▶ WRITTEN REQUEST
Repeat what the lines below say, word for word, and skip every image.

▶ LISTED RECORDS

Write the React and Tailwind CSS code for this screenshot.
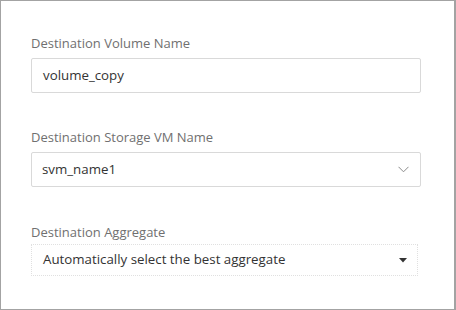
export default function App() {
  return (
    <div
      className="w-[456px] h-[310px] bg-white border border-r-2 border-[#a3a3a3] pl-[30px] pt-[33px]"
      style={{ fontFamily: '"Open Sans", "Liberation Sans", sans-serif' }}
    >
      {/* Volume name */}
      <div className="text-[13px] leading-[18px] text-[#707070]">Destination Volume Name</div>
      <div className="mt-[6px] w-[390px] h-[35px] border border-[#d9d9d9] rounded-[2px] flex items-center pl-[11px] text-[13.3px] text-[#333]">
        volume_copy
      </div>

      {/* Storage VM */}
      <div className="mt-[35px] text-[13px] leading-[18px] text-[#707070]">Destination Storage VM Name</div>
      <div className="mt-[6px] w-[390px] h-[35px] border border-[#d9d9d9] rounded-[2px] flex items-center justify-between pl-[10px] pr-[11px] text-[13.3px] text-[#333]">
        <span>svm_name1</span>
        <svg width="11" height="7" viewBox="0 0 11 7" fill="none">
          <path d="M0.5 0.8 L5.5 5.8 L10.5 0.8" stroke="#8a8a8a" strokeWidth="1" />
        </svg>
      </div>

      {/* Aggregate */}
      <div className="mt-[36px] text-[13px] leading-[18px] text-[#707070]">Destination Aggregate</div>
      <div className="mt-[3px] w-[387px] h-[32px] border border-dotted border-[#e0e0e0] flex items-center justify-between pl-[11px] pr-[10px] text-[13.3px] text-[#333]">
        <span>Automatically select the best aggregate</span>
        <svg width="8" height="5" viewBox="0 0 8 5">
          <path d="M0 0 L8 0 L4 4.5 Z" fill="#333" />
        </svg>
      </div>
    </div>
  );
}
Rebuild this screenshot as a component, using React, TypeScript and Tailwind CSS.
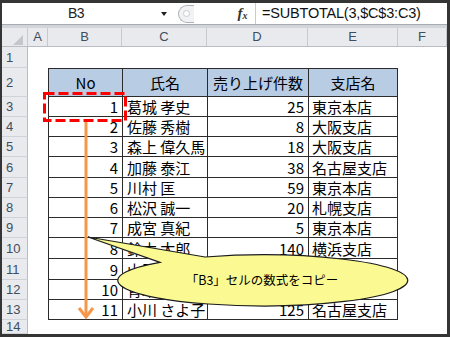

▶ THE COMPLETED TASK
Write the React and Tailwind CSS code for this screenshot.
export default function App() {
  return (
    <div
      className="w-[456px] h-[310px] bg-white border border-r-2 border-[#a3a3a3] pl-[30px] pt-[33px]"
      style={{ fontFamily: '"Open Sans", "Liberation Sans", sans-serif' }}
    >
      {/* Volume name */}
      <div className="text-[13px] leading-[18px] text-[#707070]">Destination Volume Name</div>
      <div className="mt-[6px] w-[390px] h-[35px] border border-[#d9d9d9] rounded-[2px] flex items-center pl-[11px] text-[13.3px] text-[#333]">
        volume_copy
      </div>

      {/* Storage VM */}
      <div className="mt-[35px] text-[13px] leading-[18px] text-[#707070]">Destination Storage VM Name</div>
      <div className="mt-[6px] w-[390px] h-[35px] border border-[#d9d9d9] rounded-[2px] flex items-center justify-between pl-[10px] pr-[11px] text-[13.3px] text-[#333]">
        <span>svm_name1</span>
        <svg width="11" height="7" viewBox="0 0 11 7" fill="none">
          <path d="M0.5 0.8 L5.5 5.8 L10.5 0.8" stroke="#8a8a8a" strokeWidth="1" />
        </svg>
      </div>

      {/* Aggregate */}
      <div className="mt-[36px] text-[13px] leading-[18px] text-[#707070]">Destination Aggregate</div>
      <div className="mt-[3px] w-[387px] h-[32px] border border-dotted border-[#e0e0e0] flex items-center justify-between pl-[11px] pr-[10px] text-[13.3px] text-[#333]">
        <span>Automatically select the best aggregate</span>
        <svg width="8" height="5" viewBox="0 0 8 5">
          <path d="M0 0 L8 0 L4 4.5 Z" fill="#333" />
        </svg>
      </div>
    </div>
  );
}
Rebuild this screenshot as a component, using React, TypeScript and Tailwind CSS.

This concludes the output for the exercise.